I also want to have pagination.
What I tried
This is the configuration I used:
"cubes": [
{
"name": "sales",
"dimensions": ["product", "store"],
"joins": [
{"master":"product_id", "detail":"product.id"},
{"master":"store_id", "detail":"store.id"}
]
}
],
"dimensions": [
{ "name": "product", "attributes": ["code", "name"] },
{ "name": "store", "attributes": ["code", "address"] }
]
This is the code I used:
result = browser.aggregate(drilldown=['Store','Product'],
order=[("Product.name","asc"), ("Store.name","desc"), ("total_products_sale", "desc")])
I didn't get what I want.
I got it like this:
----------------------------------------------
| product_id | store_id | total_products_sale |
|------------|----------|---------------------|
| 1 | 1 | 7.05 |
| 1 | 2 | 9 |
| 2 | 3 | 2.00 |
| and many more .... |
|---------------------------------------------|
which is the whole table with no pagination and if the products not sold in that store it won't show up as zero.
My question
How do I get what I want?
Do I need to create another data table that aggregates everything by store and product before I use cubes to run the query?
Update
I have read more. I realised that what I want is called dicing as I needed to go across 2 dimensions. See: https://en.wikipedia.org/wiki/OLAP_cube#Operations
Cross-posted at Cubes GitHub issues to get more attention.
This is a pure SQL solution using crosstab() from the additional tablefunc module to pivot the aggregated data. It typically performs better than any client-side alternative. If you are not familiar with crosstab(), read this first:
PostgreSQL Crosstab Query
And this about the "extra" column in the crosstab() output:
Pivot on Multiple Columns using Tablefunc
SELECT product_id, product
, COALESCE(s1, 0) AS s1 -- 1. ... displayed 0 instead of null
, COALESCE(s2, 0) AS s2
, COALESCE(s3, 0) AS s3
, COALESCE(s4, 0) AS s4
, COALESCE(s5, 0) AS s5
FROM crosstab(
'SELECT s.product_id, p.name, s.store_id, s.sum_amount
FROM product p
JOIN (
SELECT product_id, store_id
, sum(amount) AS sum_amount -- 3. SUM total of product spent in store
FROM sales
GROUP BY product_id, store_id
) s ON p.id = s.product_id
ORDER BY s.product_id, s.store_id;'
, 'VALUES (1),(2),(3),(4),(5)' -- desired store_id's
) AS ct (product_id int, product text -- "extra" column
, s1 numeric, s2 numeric, s3 numeric, s4 numeric, s5 numeric)
ORDER BY s3 DESC; -- 2. ... descending order for S3
Produces your desired result exactly (plus product_id).

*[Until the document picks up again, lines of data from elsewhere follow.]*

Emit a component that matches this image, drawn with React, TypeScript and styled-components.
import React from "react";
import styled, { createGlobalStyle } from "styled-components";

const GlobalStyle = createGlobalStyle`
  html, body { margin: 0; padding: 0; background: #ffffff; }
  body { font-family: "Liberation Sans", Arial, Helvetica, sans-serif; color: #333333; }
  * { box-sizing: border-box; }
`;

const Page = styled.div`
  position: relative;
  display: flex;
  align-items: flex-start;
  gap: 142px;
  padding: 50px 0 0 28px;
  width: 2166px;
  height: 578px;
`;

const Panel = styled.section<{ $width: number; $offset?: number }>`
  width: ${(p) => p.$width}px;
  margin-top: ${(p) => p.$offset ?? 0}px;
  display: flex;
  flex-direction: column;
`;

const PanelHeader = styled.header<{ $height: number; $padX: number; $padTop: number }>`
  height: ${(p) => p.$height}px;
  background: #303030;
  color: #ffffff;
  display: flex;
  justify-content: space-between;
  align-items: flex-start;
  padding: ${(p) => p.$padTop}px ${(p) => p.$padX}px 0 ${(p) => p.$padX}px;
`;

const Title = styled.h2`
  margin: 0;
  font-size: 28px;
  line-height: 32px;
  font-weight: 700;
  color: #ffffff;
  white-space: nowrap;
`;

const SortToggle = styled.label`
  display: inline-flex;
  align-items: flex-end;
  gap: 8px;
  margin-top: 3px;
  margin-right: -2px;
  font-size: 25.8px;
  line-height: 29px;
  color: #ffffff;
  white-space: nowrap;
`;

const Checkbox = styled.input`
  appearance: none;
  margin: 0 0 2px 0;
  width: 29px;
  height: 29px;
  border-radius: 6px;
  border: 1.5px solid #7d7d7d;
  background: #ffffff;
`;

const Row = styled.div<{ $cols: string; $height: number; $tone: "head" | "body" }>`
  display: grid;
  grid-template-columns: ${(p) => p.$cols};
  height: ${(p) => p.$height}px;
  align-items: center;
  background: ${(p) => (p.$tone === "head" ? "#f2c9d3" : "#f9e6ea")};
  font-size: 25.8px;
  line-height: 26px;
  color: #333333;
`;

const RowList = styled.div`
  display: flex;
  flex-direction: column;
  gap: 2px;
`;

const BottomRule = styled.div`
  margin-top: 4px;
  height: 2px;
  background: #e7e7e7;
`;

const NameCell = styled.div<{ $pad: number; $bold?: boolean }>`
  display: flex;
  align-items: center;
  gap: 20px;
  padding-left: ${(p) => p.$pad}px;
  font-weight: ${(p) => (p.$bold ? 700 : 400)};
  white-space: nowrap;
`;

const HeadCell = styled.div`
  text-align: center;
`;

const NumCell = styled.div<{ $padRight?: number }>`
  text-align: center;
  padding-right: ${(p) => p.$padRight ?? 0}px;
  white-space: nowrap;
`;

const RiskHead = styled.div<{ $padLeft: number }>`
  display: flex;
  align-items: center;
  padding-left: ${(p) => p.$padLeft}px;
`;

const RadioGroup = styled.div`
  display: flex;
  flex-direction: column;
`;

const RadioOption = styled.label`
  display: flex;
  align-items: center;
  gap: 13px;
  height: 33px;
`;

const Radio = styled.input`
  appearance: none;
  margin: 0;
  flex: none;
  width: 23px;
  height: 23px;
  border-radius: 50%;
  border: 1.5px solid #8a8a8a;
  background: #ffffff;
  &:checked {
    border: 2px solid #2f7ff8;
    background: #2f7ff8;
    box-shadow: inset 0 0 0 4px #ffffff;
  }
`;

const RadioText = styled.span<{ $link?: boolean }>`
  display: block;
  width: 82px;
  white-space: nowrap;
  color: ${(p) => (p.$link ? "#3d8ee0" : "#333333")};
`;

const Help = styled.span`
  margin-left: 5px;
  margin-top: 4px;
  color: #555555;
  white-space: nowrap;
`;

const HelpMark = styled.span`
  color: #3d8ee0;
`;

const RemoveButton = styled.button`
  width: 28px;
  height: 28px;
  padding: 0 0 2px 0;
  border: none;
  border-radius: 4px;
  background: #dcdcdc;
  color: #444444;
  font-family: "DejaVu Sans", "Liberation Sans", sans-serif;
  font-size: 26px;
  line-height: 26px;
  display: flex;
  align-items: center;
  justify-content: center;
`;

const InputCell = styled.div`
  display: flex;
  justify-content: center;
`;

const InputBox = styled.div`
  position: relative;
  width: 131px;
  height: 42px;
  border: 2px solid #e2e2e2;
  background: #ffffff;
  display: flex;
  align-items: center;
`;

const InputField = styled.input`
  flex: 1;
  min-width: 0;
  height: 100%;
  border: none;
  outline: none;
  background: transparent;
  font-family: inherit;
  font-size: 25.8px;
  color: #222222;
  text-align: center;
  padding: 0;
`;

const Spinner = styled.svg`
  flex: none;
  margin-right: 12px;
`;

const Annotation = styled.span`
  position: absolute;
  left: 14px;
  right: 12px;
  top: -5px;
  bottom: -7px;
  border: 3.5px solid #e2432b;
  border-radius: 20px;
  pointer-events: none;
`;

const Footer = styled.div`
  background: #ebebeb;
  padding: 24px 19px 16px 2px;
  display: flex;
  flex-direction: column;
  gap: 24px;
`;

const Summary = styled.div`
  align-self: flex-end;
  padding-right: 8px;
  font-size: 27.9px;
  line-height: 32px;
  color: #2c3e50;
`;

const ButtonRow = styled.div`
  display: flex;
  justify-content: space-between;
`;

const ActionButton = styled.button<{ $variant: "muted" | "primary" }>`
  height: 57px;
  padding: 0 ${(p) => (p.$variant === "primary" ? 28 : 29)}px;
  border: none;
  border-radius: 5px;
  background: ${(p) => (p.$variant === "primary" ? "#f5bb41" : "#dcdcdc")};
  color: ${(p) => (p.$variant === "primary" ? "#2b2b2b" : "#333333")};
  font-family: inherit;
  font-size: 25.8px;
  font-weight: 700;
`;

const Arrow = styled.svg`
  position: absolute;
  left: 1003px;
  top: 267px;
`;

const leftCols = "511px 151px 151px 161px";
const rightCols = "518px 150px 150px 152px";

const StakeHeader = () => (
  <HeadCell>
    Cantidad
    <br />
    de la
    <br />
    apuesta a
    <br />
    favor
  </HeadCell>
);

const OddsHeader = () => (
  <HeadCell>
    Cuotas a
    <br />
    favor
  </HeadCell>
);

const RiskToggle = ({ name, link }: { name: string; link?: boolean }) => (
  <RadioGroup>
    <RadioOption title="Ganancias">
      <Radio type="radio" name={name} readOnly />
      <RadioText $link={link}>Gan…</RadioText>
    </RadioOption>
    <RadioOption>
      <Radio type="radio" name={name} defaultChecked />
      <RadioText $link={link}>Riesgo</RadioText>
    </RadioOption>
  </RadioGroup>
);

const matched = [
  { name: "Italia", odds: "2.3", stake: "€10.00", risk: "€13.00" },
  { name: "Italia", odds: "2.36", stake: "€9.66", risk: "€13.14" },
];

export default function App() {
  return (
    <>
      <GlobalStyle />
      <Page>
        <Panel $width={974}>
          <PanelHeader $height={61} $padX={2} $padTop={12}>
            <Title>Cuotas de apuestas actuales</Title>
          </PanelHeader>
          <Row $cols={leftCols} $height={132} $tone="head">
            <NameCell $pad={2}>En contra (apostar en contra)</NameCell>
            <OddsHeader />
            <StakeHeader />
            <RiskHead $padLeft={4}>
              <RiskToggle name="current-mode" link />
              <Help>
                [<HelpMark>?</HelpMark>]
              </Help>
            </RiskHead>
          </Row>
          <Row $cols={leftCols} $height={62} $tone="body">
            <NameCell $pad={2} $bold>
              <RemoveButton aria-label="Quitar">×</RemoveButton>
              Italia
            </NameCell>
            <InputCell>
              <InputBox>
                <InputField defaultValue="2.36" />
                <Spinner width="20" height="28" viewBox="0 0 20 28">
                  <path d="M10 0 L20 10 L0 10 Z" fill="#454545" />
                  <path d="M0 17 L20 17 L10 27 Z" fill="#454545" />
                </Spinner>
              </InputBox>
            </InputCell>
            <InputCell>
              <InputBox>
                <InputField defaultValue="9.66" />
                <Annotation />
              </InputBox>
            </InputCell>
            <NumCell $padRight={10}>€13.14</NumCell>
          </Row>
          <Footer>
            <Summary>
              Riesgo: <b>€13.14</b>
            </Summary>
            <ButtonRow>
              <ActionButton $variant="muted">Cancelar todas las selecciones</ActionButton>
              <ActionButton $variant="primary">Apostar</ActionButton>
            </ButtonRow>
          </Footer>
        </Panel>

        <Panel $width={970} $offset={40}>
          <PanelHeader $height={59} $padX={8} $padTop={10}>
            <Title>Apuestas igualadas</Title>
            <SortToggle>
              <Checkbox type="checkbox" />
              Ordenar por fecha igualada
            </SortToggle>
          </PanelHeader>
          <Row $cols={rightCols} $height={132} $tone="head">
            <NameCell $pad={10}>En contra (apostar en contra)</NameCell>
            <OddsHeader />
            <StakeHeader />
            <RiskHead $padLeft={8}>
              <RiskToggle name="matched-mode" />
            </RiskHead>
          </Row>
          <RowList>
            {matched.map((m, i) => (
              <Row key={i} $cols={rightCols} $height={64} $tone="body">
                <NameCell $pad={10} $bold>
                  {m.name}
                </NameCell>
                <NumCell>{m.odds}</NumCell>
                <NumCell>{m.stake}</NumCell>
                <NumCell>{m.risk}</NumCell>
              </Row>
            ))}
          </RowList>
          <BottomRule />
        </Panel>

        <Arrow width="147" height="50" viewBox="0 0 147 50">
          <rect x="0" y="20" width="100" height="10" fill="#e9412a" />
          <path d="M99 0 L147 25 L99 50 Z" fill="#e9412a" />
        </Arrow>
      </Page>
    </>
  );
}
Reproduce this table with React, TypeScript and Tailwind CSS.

To include products that have never been sold replace [INNER] JOIN with LEFT [OUTER] JOIN.
SQL Fiddle with base query.
The tablefunc module is not installed on sqlfiddle.
Major points
Read the basic explanation in the reference answer for crosstab().
I am including with product_id because product.name is hardly unique. This might otherwise lead to sneaky errors conflating two different products.
You don't need the store table in the query if referential integrity is guaranteed.
ORDER BY s3 DESC works, because s3 references the output column where NULL values have been replaced with COALESCE. Else we would need DESC NULLS LAST to sort NULL values last:
PostgreSQL sort by datetime asc, null first?
For building crosstab() queries dynamically consider:
Dynamic alternative to pivot with CASE and GROUP BY
I also want to have pagination.
That last item is fuzzy. Simple pagination can be had with LIMIT and OFFSET:
Displaying data in grid view page by page
I would consider a MATERIALIZED VIEW to materialize results before pagination. If you have a stable page size I would add page numbers to the MV for easy and fast results.
To optimize performance for big result sets, consider:
SQL syntax term for 'WHERE (col1, col2) < (val1, val2)'
Optimize query with OFFSET on large table